# The End of Days ( pic heavy )



## Dean_Gretsch (Oct 22, 2020)

1



 2

 3



4


 5


 6


----------



## weepete (Oct 22, 2020)

Cool set!


----------



## Soocom1 (Oct 22, 2020)

Thats cute....


----------



## Dean_Gretsch (Oct 22, 2020)

weepete said:


> Cool set!





Soocom1 said:


> Thats cute....



Thank you both _very _much. Was just trying to think of something new, ya know?


----------



## DarkShadow (Oct 22, 2020)

Very Cute.


----------



## Space Face (Oct 23, 2020)

Different for sure.  I like the lens flare in some of them.


----------



## Dean_Gretsch (Oct 23, 2020)

DarkShadow said:


> Very Cute.





Space Face said:


> Different for sure.  I like the lens flare in some of them.



Thanks much to both. The lens flare was added as an afterthought. I thought it might tie the " story " in to each pic. I have to say my 3 year old grandson loves these. I had him in mind when I did them.


----------



## K9Kirk (Oct 23, 2020)

Very cute and very well done but needs a T-Rex and blood.


----------



## PJM (Oct 23, 2020)

Very clever.  It must have been a fun shoot.


----------



## Dean_Gretsch (Oct 23, 2020)

K9Kirk said:


> Very cute and very well done but needs a T-Rex and blood.


There are a couple T-Rex's in the background, but blurred, lol. No blood. My grandson would not have approved


PJM said:


> Very clever.  It must have been a fun shoot.

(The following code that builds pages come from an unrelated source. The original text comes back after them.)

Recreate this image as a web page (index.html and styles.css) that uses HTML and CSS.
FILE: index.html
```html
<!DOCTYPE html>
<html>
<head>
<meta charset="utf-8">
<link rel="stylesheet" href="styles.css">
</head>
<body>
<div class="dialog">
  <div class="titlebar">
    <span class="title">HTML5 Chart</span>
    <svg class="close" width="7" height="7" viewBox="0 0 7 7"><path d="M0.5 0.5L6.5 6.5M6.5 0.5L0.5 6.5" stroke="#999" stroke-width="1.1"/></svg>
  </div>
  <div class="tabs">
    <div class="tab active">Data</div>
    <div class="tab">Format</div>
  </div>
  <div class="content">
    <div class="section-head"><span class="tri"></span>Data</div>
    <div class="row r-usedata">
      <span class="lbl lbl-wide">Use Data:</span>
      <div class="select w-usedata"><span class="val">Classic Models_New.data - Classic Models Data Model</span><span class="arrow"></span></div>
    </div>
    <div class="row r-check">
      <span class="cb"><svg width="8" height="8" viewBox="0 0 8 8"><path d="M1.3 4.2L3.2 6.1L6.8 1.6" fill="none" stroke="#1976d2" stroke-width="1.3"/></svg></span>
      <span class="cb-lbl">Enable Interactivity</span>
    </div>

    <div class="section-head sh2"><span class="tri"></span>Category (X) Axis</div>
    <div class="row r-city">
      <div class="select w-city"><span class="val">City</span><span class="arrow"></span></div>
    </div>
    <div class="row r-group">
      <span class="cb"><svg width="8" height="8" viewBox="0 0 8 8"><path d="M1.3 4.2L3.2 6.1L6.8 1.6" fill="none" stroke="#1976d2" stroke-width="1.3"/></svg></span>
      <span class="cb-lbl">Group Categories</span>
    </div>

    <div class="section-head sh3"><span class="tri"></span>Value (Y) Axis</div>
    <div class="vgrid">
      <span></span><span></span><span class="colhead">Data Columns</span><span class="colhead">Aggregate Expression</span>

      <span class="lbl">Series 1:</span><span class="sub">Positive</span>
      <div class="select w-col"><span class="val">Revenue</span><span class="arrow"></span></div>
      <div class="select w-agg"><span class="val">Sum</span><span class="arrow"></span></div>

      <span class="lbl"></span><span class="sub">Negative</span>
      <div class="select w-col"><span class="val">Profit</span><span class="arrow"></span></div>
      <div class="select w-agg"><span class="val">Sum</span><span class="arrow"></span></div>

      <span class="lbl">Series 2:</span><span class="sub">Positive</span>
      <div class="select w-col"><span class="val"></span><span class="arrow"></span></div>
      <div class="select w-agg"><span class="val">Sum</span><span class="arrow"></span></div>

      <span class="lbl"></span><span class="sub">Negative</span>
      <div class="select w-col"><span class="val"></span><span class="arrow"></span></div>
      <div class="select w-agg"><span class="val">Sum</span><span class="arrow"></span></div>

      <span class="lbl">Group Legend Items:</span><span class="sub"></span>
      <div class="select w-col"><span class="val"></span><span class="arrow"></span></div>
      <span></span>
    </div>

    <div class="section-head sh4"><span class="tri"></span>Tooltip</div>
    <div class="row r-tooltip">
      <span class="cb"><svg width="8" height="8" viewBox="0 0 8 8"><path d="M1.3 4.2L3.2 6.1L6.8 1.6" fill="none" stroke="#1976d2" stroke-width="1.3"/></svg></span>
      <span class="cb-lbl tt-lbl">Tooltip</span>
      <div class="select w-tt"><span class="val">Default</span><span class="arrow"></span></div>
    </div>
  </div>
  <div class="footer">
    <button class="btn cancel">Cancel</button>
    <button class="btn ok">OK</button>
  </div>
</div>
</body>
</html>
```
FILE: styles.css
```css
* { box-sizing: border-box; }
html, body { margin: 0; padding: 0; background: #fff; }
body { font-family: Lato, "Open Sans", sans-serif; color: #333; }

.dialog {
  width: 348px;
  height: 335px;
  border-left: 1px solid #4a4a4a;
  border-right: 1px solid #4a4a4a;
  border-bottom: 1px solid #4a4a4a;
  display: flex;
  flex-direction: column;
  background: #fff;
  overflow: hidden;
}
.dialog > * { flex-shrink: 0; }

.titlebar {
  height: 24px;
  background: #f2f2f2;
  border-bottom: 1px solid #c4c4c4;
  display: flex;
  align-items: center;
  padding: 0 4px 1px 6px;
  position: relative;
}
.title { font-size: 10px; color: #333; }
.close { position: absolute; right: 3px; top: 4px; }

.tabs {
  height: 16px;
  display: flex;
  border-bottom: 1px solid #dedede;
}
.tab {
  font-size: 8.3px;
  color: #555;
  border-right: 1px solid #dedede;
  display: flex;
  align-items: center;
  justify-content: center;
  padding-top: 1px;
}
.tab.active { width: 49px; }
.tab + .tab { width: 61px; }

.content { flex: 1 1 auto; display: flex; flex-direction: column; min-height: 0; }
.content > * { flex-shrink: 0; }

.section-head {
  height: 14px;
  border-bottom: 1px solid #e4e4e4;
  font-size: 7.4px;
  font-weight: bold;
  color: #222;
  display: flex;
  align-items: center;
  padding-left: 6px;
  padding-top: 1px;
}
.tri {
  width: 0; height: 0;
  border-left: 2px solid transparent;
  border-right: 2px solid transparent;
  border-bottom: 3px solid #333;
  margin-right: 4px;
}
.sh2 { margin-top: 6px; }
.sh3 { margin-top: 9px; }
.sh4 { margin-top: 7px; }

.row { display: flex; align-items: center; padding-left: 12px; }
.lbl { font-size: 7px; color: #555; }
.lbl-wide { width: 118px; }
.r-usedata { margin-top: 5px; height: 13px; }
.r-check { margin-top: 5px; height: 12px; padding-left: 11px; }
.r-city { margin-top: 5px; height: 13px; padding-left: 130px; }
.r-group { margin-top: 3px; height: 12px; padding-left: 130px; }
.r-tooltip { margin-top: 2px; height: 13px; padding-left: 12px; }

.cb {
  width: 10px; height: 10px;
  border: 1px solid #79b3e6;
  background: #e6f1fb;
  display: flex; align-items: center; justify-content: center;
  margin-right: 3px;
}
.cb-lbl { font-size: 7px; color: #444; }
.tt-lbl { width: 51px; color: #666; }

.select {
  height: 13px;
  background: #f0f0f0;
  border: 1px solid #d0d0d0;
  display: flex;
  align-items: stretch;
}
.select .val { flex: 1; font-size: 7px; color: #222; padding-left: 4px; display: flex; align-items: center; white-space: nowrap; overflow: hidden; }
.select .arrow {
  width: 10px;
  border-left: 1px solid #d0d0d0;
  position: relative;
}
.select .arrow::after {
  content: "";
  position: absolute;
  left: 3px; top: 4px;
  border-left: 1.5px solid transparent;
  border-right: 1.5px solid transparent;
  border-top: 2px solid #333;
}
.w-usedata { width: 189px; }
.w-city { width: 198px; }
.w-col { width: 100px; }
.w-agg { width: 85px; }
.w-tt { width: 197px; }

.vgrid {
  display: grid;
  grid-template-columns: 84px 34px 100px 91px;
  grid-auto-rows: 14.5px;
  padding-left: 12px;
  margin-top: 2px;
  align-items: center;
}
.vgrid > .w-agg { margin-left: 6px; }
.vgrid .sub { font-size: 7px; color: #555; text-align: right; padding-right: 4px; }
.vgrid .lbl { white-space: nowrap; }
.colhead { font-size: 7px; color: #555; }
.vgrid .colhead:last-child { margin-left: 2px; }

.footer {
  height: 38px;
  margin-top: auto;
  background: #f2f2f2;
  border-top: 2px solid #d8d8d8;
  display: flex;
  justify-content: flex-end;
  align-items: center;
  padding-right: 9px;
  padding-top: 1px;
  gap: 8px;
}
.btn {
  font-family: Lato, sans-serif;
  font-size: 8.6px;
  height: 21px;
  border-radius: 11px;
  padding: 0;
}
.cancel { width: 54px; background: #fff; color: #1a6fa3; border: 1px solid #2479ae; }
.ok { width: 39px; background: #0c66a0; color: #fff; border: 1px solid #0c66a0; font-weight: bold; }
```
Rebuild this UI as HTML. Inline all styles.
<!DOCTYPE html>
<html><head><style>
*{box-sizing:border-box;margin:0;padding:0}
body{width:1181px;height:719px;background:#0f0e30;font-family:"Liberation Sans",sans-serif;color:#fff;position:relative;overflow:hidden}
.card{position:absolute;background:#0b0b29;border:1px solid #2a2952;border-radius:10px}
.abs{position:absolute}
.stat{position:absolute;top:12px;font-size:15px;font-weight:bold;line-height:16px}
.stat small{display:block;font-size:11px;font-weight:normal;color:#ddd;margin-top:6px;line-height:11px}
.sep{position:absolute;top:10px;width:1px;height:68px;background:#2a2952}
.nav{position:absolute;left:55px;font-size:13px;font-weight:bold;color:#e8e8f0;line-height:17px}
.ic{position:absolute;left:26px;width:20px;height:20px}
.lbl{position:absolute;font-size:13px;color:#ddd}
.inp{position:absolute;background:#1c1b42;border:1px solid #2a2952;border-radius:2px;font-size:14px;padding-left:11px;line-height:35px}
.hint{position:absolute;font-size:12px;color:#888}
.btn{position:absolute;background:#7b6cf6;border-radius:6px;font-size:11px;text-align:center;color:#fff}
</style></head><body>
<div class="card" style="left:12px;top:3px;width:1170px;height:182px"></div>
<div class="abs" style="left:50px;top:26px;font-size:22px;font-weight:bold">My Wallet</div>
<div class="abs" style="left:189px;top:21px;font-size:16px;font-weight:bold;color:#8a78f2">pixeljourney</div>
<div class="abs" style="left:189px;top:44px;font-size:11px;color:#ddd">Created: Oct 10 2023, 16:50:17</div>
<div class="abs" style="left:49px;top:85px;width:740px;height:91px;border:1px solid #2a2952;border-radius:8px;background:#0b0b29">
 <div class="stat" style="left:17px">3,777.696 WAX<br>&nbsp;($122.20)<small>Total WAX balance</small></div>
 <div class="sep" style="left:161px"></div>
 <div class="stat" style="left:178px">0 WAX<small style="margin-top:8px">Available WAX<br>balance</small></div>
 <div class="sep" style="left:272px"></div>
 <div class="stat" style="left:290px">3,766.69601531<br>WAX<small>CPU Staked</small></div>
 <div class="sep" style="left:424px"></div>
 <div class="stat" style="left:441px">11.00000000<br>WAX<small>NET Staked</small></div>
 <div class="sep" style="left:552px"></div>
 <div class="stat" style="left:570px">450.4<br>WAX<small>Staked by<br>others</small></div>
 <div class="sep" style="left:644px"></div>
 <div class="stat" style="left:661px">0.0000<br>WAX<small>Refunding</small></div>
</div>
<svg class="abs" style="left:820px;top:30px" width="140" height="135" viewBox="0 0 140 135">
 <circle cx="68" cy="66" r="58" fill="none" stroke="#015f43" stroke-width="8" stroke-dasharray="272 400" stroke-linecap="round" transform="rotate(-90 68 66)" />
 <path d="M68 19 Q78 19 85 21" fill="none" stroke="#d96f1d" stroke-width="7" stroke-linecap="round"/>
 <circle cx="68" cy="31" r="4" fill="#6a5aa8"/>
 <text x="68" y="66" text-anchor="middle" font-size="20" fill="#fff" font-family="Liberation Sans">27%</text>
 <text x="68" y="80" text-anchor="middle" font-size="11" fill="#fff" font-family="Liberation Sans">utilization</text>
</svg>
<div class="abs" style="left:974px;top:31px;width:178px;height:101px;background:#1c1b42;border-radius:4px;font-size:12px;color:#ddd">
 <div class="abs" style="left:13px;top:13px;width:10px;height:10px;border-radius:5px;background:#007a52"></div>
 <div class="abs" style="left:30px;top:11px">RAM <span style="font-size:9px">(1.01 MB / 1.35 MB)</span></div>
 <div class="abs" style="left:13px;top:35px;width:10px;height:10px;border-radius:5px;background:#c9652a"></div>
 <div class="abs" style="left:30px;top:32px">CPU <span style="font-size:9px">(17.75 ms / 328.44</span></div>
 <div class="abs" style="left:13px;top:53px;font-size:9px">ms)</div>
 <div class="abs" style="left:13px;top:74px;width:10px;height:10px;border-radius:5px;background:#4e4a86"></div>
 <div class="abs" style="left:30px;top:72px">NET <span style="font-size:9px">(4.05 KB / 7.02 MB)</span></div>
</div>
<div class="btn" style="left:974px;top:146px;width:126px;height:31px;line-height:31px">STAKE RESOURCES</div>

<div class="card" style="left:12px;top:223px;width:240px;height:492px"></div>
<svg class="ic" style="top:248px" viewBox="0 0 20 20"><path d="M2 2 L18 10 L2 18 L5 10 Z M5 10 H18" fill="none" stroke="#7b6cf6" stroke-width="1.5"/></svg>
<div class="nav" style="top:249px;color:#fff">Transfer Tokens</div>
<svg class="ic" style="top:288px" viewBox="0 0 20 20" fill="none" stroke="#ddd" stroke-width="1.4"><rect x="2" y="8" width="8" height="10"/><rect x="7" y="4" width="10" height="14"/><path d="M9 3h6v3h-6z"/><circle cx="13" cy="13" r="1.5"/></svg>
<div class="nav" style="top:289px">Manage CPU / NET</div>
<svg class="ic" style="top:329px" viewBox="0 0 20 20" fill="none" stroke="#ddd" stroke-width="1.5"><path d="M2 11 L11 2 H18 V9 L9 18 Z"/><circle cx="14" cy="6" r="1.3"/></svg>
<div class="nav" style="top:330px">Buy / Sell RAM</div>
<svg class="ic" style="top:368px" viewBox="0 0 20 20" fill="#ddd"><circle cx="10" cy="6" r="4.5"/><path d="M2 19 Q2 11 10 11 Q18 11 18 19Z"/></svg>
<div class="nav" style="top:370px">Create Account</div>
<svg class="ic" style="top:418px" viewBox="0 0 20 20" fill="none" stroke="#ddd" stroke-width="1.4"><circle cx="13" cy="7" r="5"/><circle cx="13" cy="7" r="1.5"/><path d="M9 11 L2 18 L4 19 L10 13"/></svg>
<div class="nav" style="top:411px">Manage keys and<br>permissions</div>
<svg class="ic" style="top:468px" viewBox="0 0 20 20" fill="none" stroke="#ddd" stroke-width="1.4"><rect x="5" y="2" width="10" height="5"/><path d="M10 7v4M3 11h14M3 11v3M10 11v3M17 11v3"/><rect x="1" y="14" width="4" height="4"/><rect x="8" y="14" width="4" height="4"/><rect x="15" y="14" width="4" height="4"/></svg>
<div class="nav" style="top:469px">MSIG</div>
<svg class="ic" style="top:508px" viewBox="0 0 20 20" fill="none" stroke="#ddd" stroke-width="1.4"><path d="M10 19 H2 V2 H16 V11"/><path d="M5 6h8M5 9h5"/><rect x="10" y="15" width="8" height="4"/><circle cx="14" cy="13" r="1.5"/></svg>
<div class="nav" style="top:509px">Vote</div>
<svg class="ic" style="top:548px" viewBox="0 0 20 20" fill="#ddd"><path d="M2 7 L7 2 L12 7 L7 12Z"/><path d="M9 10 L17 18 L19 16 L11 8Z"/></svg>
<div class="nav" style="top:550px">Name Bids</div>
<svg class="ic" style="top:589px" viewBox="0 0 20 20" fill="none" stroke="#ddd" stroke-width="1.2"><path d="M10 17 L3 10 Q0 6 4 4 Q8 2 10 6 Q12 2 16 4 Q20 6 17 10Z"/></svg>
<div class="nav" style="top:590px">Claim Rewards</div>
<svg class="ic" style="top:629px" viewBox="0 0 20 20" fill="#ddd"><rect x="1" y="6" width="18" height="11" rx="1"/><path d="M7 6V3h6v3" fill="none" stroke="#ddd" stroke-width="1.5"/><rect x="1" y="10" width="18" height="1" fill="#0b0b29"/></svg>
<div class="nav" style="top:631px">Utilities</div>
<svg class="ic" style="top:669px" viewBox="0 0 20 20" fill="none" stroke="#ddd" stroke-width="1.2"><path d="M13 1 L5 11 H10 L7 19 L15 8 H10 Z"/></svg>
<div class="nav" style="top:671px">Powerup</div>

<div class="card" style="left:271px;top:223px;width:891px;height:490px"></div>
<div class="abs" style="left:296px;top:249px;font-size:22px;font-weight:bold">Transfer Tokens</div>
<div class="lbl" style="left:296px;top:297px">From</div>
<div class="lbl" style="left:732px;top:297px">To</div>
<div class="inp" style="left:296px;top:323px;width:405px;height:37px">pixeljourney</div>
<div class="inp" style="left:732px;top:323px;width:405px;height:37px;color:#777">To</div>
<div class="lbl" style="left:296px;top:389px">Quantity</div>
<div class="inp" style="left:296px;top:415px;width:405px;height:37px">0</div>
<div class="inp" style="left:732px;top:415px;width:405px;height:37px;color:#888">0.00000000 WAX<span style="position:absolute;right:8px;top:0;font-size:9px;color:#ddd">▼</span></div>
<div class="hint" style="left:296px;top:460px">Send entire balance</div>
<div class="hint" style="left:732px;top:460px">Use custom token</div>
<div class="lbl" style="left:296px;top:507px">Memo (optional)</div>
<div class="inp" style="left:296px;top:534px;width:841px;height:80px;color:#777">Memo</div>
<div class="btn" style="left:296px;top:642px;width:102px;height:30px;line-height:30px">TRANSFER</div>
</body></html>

Thank you. Yes, it really was fun. I am going to have to do some more like this and soon.


----------



## johngpt (Oct 28, 2020)

I liked that top one Dean, as the dino seemed to be looking at the approaching asteroid with a wide eyed expression!


----------



## Dean_Gretsch (Oct 28, 2020)

Thank you much, sir! I may have to do more of this type this winter.


----------